Why do you think there are so few plays centred around ‘older’ women?

In our society, ‘older women’ are often invisible. The media praises the women-who-can-look-young. Helen Mirren is 66 – well she’s not many women’s idea of 66. And those women not fortunate enough to have the right cheek-bones or slender figure of women half their age are made to feel that they have failed. Middle-aged women are urged to diet, to exercise, to have facelifts, use botox, anything to deny the true picture of their years. The pressure is relentless.
I have always written for so-called ‘midddle-aged women’ (for example my play Waving – starring Maureen Lipman and Stephanie Cole
told the story of two ignored and forgotten women, and of their revenge).

Is it more difficult writing dialogue for older characters?

For me, writing for the real middle aged woman is a joy – there is so much to say, so much story to be told.

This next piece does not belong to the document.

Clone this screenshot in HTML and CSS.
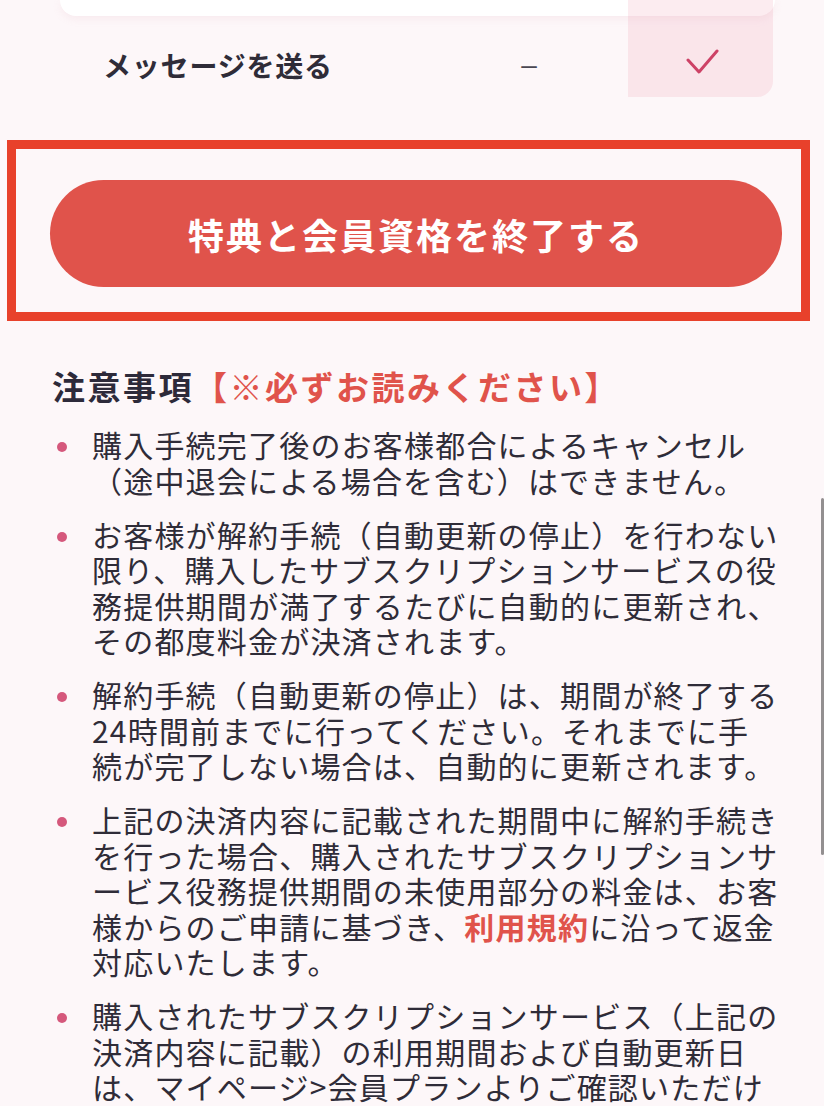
FILE: index.html
```html
<!DOCTYPE html>
<html lang="ja">
<head>
  <meta charset="UTF-8" />
  <meta name="viewport" content="width=device-width, initial-scale=1.0"/>
  <title>会員資格の終了</title>
  <link rel="stylesheet" href="styles.css">
</head>
<body>
  <div class="scroll-indicator"></div>

  <section class="plan-table">
    <div class="plan-row plan-row-alt"></div>
    <div class="plan-row">
      <span class="feature">メッセージを送る</span>
      <span class="free">–</span>
      <span class="premium">
        <svg width="34" height="26" viewBox="0 0 34 26"><polyline points="2,11 13,23 31,2" /></svg>
      </span>
    </div>
    <div class="premium-col"></div>
  </section>

  <div class="highlight">
    <button class="quit-btn">特典と会員資格を終了する</button>
  </div>

  <section class="notes">
    <h2>注意事項<span class="must">【※必ずお読みください】</span></h2>
    <ul>
      <li><p>購入手続完了後のお客様都合によるキャンセル（途中退会による場合を含む）はできません。</p></li>
      <li><p>お客様が解約手続（自動更新の停止）を行わない限り、購入したサブスクリプションサービスの役務提供期間が満了するたびに自動的に更新され、その都度料金が決済されます。</p></li>
      <li><p>解約手続（自動更新の停止）は、期間が終了する24時間前までに行ってください。それまでに手続が完了しない場合は、自動的に更新されます。</p></li>
      <li><p>上記の決済内容に記載された期間中に解約手続きを行った場合、購入されたサブスクリプションサービス役務提供期間の未使用部分の料金は、お客様からのご申請に基づき、<a href="#" class="terms">利用規約</a>に沿って返金対応いたします。</p></li>
      <li><p>購入されたサブスクリプションサービス（上記の決済内容に記載）の利用期間および自動更新日は、マイページ&gt;会員プランよりご確認いただけます。</p></li>
    </ul>
  </section>
</body>
</html>
```

FILE: styles.css
```css
* { box-sizing: border-box; }

body {
  margin: 0;
  font-family: "Noto Sans CJK JP", "Noto Sans", sans-serif;
  background-color: #fdf7f9;
  color: #2f2c38;
  overflow: hidden;
}

/* スクロールバー */
.scroll-indicator {
  position: fixed;
  top: 498px;
  right: 0;
  width: 3px;
  height: 357px;
  border-radius: 2px;
  background: rgba(0,0,0,0.42);
}

/* プラン比較表 */
.plan-table {
  position: relative;
  margin: 0 49px 0 60px;
}

.plan-row {
  display: grid;
  grid-template-columns: 1fr 96px 145px;
  column-gap: 48px;
  align-items: center;
  height: 81px;
  padding-top: 17px;
}

.plan-row-alt {
  height: 16px;
  padding: 0;
  background: white;
  border-radius: 0 0 16px 16px;
  box-shadow: 0 3px 8px rgba(210,150,165,0.12);
}

.feature {
  padding-left: 43px;
  font-size: 28px;
  font-weight: bold;
  letter-spacing: 0.8px;
  line-height: 32px;
}

.free {
  padding-right: 10px;
  text-align: center;
  font-family: "Liberation Sans", sans-serif;
  font-size: 28px;
  color: #4a4752;
}

.premium {
  display: flex;
  justify-content: center;
}

.premium svg {
  margin-bottom: 6px;
}

.premium polyline {
  fill: none;
  stroke: #c93a5f;
  stroke-width: 3;
  stroke-linecap: round;
  stroke-linejoin: round;
}

.premium-col {
  position: absolute;
  top: 0;
  right: 2px;
  width: 145px;
  height: 97px;
  background: rgba(236,120,150,0.14);
  border-bottom-right-radius: 16px;
  pointer-events: none;
}

/* 終了ボタン */
.highlight {
  width: 803px;
  margin: 43px 0 0 7px;
  padding: 31px 19px 25px 34px;
  border: 9px solid #e8412b;
}

.quit-btn {
  display: block;
  width: 100%;
  height: 107px;
  border: none;
  border-radius: 54px;
  background-color: #e0534b;
  color: white;
  font-family: inherit;
  font-size: 36px;
  font-weight: bold;
  letter-spacing: 2px;
  cursor: pointer;
}

/* 注意事項 */
.notes {
  padding: 0 44px 0 52px;
}

.notes h2 {
  margin: 45px 0 21px;
  font-size: 33px;
  line-height: 40px;
  letter-spacing: 2.5px;
  color: #2d2a3a;
}

.notes .must {
  color: #e0534b;
}

.notes ul {
  list-style: none;
  margin: 0;
  padding: 0;
}

.notes li {
  display: flex;
  margin-bottom: 18.5px;
}

.notes li::before {
  content: "";
  flex: 0 0 10px;
  height: 10px;
  margin: 15px 25px 0 5px;
  border-radius: 50%;
  background: #d5587c;
}

.notes p {
  flex: 1;
  margin: 0;
  font-size: 30px;
  line-height: 35.5px;
  letter-spacing: 1.2px;
}

.terms {
  color: #e0534b;
  font-weight: bold;
  text-decoration: none;
}
```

Frankly, as a writer, I am not interested in the young and beautiful – their stories are less colourful to me. They have less depth, less texture. So writing dialogue for older characters is a treat.

Do you think the way we treat older members of our society is acceptable?

In the play, the issue of how we treat older members of our society – whether it is acceptable or not – is the thread that winds throughout the story. The two young students (who come to do their work experience in the home) speak for an idealistic world, and question the very existence of nursing homes. But as I found out, through my own experience of having most regrettably to finally put my own father in a home, the choice is never simple. There are no perfect answers.

What are you planning next?

After this play I plan to return to my novel The Choir Mistress which I hope will be published next year.